▶ **Required task**: Hunt for the word "components" across the entries below, copying each line that holds it.

- - -

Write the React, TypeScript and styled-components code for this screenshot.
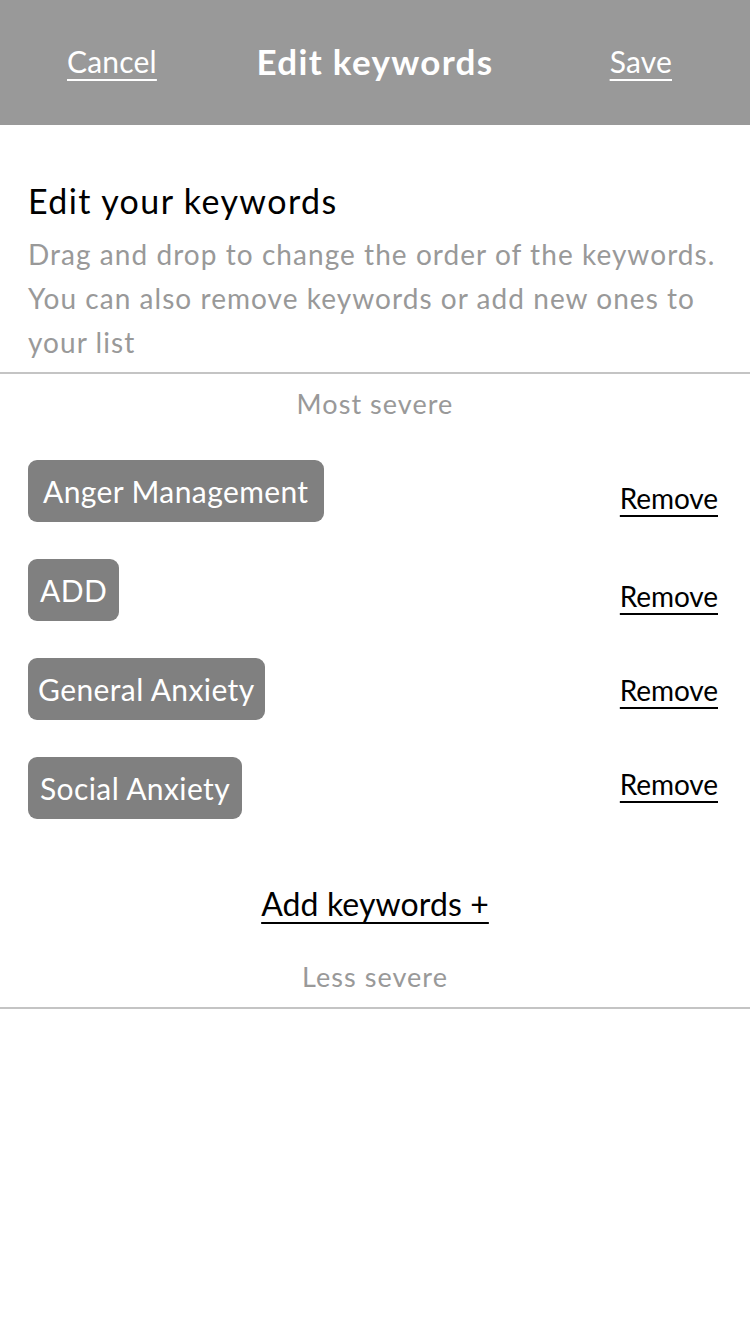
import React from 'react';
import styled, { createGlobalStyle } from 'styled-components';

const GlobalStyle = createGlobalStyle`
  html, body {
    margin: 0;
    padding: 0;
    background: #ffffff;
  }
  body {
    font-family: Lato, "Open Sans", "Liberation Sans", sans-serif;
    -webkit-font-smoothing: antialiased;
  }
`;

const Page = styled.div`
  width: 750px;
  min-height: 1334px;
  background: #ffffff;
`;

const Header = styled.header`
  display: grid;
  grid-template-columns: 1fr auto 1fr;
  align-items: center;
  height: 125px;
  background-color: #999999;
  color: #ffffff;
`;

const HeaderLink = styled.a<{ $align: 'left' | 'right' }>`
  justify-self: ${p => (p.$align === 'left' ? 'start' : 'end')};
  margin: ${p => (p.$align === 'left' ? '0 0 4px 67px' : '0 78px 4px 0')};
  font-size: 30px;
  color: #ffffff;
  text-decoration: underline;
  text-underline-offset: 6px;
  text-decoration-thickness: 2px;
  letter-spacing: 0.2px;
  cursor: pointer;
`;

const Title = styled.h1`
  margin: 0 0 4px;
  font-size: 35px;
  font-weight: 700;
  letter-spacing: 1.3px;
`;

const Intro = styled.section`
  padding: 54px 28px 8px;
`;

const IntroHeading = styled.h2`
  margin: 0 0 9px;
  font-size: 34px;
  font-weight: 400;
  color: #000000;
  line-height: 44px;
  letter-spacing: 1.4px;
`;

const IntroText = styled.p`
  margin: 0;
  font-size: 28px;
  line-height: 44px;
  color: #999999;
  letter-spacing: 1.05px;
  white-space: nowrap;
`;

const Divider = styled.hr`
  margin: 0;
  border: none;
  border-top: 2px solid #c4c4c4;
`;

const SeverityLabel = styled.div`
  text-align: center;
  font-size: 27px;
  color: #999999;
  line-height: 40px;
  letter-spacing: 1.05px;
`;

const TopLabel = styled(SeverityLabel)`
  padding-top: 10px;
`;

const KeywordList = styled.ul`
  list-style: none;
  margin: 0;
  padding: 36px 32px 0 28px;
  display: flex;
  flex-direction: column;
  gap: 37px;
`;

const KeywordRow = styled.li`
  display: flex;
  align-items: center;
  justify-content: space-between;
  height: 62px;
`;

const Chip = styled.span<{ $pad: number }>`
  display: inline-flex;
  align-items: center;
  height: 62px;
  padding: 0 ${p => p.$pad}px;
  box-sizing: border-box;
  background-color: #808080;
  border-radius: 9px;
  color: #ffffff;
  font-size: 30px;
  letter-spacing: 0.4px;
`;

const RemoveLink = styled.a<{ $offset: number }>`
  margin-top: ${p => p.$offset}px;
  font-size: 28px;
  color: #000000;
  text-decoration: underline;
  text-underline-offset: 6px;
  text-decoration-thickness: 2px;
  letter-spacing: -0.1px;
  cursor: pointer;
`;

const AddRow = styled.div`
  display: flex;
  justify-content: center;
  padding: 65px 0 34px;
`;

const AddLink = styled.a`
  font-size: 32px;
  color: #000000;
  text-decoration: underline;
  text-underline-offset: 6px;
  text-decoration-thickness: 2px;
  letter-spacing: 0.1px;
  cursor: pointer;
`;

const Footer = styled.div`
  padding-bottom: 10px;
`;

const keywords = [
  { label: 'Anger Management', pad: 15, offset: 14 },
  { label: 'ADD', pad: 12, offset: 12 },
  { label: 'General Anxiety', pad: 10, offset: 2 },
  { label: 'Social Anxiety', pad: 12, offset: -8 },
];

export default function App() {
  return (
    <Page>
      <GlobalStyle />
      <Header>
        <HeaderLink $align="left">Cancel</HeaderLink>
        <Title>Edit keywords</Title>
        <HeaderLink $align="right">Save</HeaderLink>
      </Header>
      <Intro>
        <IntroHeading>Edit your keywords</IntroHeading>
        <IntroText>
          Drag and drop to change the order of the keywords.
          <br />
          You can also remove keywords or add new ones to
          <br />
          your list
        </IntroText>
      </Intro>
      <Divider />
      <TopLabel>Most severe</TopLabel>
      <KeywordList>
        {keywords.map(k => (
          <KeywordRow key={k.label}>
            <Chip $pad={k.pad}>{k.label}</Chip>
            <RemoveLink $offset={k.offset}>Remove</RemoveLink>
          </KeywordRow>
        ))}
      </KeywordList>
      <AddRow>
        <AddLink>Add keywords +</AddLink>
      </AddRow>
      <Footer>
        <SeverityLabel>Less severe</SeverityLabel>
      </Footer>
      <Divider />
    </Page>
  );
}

- - -

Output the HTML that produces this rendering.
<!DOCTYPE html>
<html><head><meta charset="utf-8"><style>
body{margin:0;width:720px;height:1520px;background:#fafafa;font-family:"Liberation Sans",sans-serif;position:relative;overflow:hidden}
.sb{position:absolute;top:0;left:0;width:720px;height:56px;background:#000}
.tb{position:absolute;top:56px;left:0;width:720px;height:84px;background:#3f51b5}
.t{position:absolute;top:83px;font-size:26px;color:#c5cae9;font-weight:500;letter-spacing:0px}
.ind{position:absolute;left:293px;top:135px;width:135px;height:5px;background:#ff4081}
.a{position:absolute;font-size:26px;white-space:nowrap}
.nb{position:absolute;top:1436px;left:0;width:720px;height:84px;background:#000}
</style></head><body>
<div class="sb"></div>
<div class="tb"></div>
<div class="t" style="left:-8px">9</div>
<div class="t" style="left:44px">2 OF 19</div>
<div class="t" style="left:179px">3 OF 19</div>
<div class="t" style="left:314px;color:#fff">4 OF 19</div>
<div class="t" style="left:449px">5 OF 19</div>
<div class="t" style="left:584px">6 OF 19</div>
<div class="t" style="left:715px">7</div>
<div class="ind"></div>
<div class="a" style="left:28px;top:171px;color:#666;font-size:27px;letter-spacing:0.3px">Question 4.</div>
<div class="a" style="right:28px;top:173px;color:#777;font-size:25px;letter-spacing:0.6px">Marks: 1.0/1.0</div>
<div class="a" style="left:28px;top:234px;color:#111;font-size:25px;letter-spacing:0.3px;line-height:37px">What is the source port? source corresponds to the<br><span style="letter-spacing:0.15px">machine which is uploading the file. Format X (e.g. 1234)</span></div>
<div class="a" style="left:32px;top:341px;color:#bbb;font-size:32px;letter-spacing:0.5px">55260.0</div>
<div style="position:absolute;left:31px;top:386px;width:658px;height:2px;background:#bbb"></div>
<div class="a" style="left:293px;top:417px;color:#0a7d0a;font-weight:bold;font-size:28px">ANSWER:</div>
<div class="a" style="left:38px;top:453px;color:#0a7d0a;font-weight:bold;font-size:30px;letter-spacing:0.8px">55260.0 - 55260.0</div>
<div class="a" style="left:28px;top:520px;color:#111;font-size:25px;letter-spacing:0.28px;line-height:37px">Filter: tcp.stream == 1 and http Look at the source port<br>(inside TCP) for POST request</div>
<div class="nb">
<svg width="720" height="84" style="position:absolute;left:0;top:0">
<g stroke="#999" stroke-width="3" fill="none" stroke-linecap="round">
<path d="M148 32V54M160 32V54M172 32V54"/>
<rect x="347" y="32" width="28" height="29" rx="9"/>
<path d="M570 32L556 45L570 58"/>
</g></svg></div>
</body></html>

- - -

▶ **Full output**:
Write the React, TypeScript and styled-components code for this screenshot.
import styled, { createGlobalStyle } from 'styled-components';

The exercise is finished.